## Given instruction
Keep every line where the word "styles" appears; drop the rest.

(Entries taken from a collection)
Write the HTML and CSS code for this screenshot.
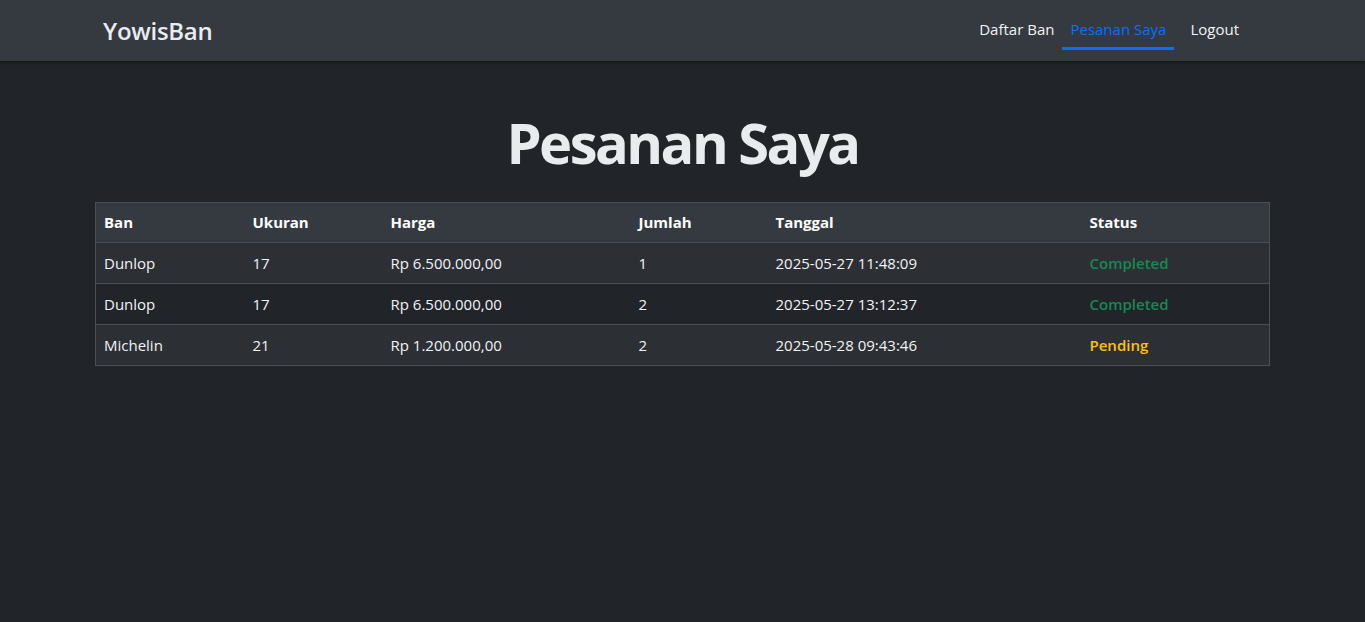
FILE: index.html
```html
<!DOCTYPE html>
<html lang="id">
<head>
<meta charset="utf-8">
<title>Pesanan Saya - YowisBan</title>
<link rel="stylesheet" href="styles.css">
</head>
<body>
<nav class="navbar">
  <div class="nav-inner">
    <a class="brand" href="#">YowisBan</a>
    <ul class="nav-links">
      <li><a class="nav-link" href="#">Daftar Ban</a></li>
      <li><a class="nav-link active" href="#">Pesanan Saya</a></li>
      <li><a class="nav-link" href="#">Logout</a></li>
    </ul>
  </div>
</nav>
<main class="content">
  <h1 class="title">Pesanan Saya</h1>
  <table class="orders">
    <colgroup>
      <col class="c1"><col class="c2"><col class="c3"><col class="c4"><col class="c5"><col class="c6">
    </colgroup>
    <thead>
      <tr><th>Ban</th><th>Ukuran</th><th>Harga</th><th>Jumlah</th><th>Tanggal</th><th>Status</th></tr>
    </thead>
    <tbody>
      <tr class="odd"><td>Dunlop</td><td>17</td><td>Rp 6.500.000,00</td><td>1</td><td>2025-05-27 11:48:09</td><td class="st completed">Completed</td></tr>
      <tr><td>Dunlop</td><td>17</td><td>Rp 6.500.000,00</td><td>2</td><td>2025-05-27 13:12:37</td><td class="st completed">Completed</td></tr>
      <tr class="odd"><td>Michelin</td><td>21</td><td>Rp 1.200.000,00</td><td>2</td><td>2025-05-28 09:43:46</td><td class="st pending">Pending</td></tr>
    </tbody>
  </table>
</main>
</body>
</html>
```
FILE: styles.css
```css
* { box-sizing: border-box; }
html, body { margin: 0; padding: 0; }
body {
  background: #212529;
  color: #dee2e6;
  font-family: "Open Sans", "Noto Sans", sans-serif;
  font-size: 15px;
  line-height: 1.5;
  min-height: 622px;
}
.navbar {
  background: #343a40;
  height: 61px;
  box-shadow: 0 2px 3px rgba(0,0,0,0.35);
  position: relative;
}
.nav-inner {
  height: 61px;
  display: flex;
  align-items: center;
  justify-content: space-between;
  padding: 0 118px 0 103px;
}
.brand {
  color: #e9ecef;
  text-decoration: none;
  font-size: 24px;
  font-weight: 600;
  letter-spacing: -0.3px;
  margin-top: 1px;
}
.nav-links {
  list-style: none;
  display: flex;
  margin: 0;
  padding: 0;
  align-self: flex-start;
  align-items: flex-start;
}
.nav-links li { display: flex; }
.nav-link {
  display: flex;
  align-items: flex-end;
  padding: 0 8px 7px;
  color: #f1f3f5;
  text-decoration: none;
  border-bottom: 3px solid transparent;
  height: 50px;
}
.nav-link.active {
  color: #0d6efd;
  border-bottom-color: #0d6efd;
  margin-right: 8px;
}
.content {
  padding: 0 95px;
}
.title {
  margin: 52px 0 0;
  text-align: center;
  font-size: 56px;
  font-weight: 700;
  color: #e9ecef;
  line-height: 58px;
  letter-spacing: -2.5px;
  padding-bottom: 31px;
}
.orders {
  width: 100%;
  border-collapse: collapse;
  border: 1px solid #495057;
  table-layout: fixed;
}
.c1 { width: 149px; }
.c2 { width: 138px; }
.c3 { width: 248px; }
.c4 { width: 137px; }
.c5 { width: 314px; }
.c6 { width: auto; }
.orders th, .orders td {
  text-align: left;
  padding: 0 8px;
  height: 41px;
  border-bottom: 1px solid #495057;
}
.orders th {
  background: #343a40;
  font-weight: 700;
  color: #fff;
  height: 40px;
}
.orders tbody tr { background: #212529; }
.orders tbody tr.odd { background: #2c3034; }
.orders td { color: #f1f3f5; }
.st { font-weight: 600; }
.completed { color: #198754 !important; }
.pending { color: #ffc107 !important; }
```
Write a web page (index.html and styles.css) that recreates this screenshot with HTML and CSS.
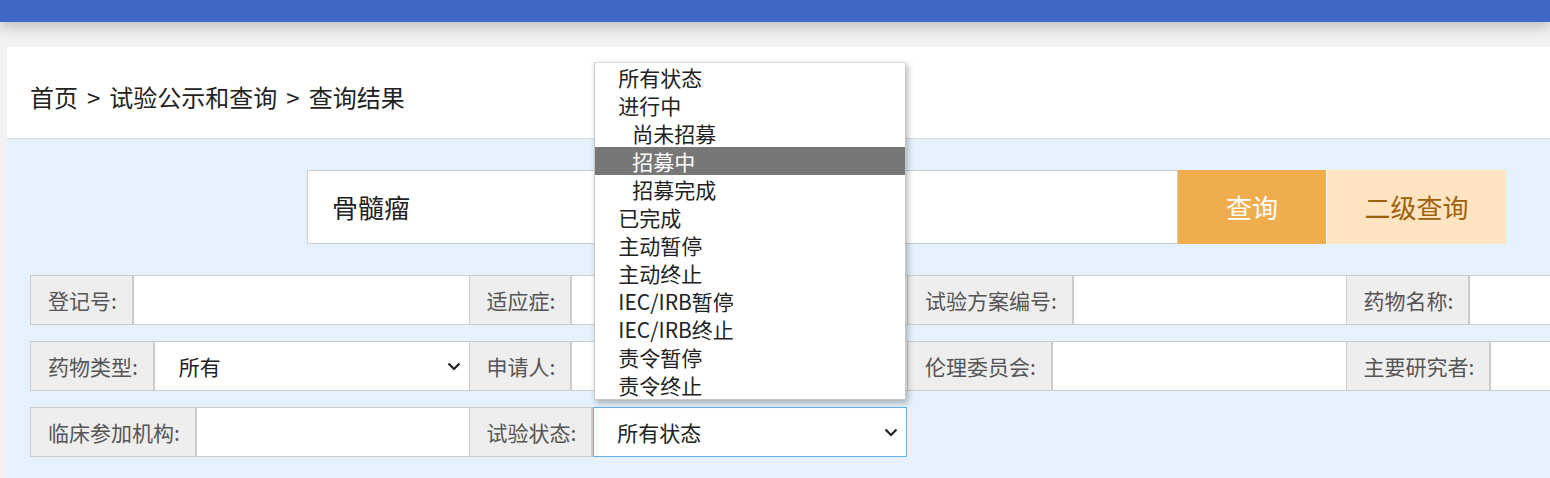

## Exercise solution
<link rel="stylesheet" href="styles.css">
FILE: styles.css
Write a web page (index.html and styles.css) that recreates this screenshot with HTML and CSS.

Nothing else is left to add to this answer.